TASK PROMPT: Every line containing the word "this" needs to be found and copied.

** Begin EXTRACTED DATA **

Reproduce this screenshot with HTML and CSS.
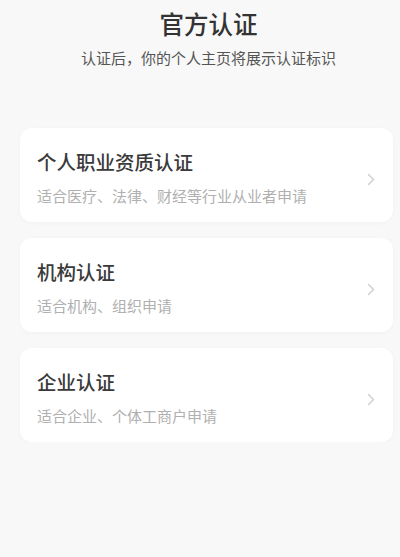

** End EXTRACTED DATA **
** Begin EXTRACTED DATA **

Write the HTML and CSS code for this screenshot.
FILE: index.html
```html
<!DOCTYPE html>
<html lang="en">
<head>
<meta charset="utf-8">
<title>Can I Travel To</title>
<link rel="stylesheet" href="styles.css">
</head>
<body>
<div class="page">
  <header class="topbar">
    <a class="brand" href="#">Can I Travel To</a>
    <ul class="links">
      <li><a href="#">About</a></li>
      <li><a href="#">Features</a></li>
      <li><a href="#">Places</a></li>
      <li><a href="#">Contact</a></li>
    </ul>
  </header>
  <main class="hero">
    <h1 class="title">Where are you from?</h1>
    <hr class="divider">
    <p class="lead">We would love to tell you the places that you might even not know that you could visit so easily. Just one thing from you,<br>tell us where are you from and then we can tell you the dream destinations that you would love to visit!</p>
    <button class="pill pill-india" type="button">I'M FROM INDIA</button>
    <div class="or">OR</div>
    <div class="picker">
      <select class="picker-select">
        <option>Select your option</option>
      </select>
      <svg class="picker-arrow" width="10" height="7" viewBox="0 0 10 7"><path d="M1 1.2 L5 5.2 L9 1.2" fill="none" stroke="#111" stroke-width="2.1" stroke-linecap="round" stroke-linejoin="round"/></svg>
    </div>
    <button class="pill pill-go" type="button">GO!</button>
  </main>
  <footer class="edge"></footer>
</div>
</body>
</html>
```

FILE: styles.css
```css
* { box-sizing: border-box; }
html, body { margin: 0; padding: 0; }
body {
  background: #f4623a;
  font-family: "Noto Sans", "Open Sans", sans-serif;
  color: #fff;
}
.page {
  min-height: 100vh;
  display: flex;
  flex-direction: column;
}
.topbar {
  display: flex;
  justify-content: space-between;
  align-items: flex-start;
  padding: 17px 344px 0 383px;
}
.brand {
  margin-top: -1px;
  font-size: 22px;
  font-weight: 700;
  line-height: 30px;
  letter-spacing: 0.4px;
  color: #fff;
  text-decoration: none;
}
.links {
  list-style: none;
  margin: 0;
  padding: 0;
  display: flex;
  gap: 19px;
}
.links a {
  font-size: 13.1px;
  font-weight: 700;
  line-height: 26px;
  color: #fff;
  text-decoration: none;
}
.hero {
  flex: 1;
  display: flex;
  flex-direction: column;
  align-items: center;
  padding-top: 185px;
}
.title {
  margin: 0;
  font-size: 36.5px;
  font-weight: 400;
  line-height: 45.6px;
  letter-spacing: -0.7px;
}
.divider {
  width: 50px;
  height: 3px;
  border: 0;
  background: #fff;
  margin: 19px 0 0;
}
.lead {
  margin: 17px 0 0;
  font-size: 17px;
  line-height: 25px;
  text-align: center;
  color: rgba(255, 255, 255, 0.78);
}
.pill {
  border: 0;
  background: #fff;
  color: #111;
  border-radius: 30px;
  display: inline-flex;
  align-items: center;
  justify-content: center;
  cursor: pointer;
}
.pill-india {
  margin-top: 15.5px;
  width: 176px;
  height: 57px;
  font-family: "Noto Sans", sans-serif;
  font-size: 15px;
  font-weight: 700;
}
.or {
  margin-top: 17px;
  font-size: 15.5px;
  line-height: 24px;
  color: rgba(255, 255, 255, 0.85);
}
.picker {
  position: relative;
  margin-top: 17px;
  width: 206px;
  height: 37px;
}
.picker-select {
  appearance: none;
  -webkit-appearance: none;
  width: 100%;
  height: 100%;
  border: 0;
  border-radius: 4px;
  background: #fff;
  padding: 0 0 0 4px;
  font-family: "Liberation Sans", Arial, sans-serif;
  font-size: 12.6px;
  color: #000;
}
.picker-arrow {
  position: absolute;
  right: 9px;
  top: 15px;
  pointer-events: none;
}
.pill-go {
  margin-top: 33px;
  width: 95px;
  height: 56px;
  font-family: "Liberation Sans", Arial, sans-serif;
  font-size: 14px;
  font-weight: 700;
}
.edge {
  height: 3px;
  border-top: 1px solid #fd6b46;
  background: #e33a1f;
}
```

** End EXTRACTED DATA **

RESPONSE TO THE EXERCISE:
Reproduce this screenshot with HTML and CSS.
Write the HTML and CSS code for this screenshot.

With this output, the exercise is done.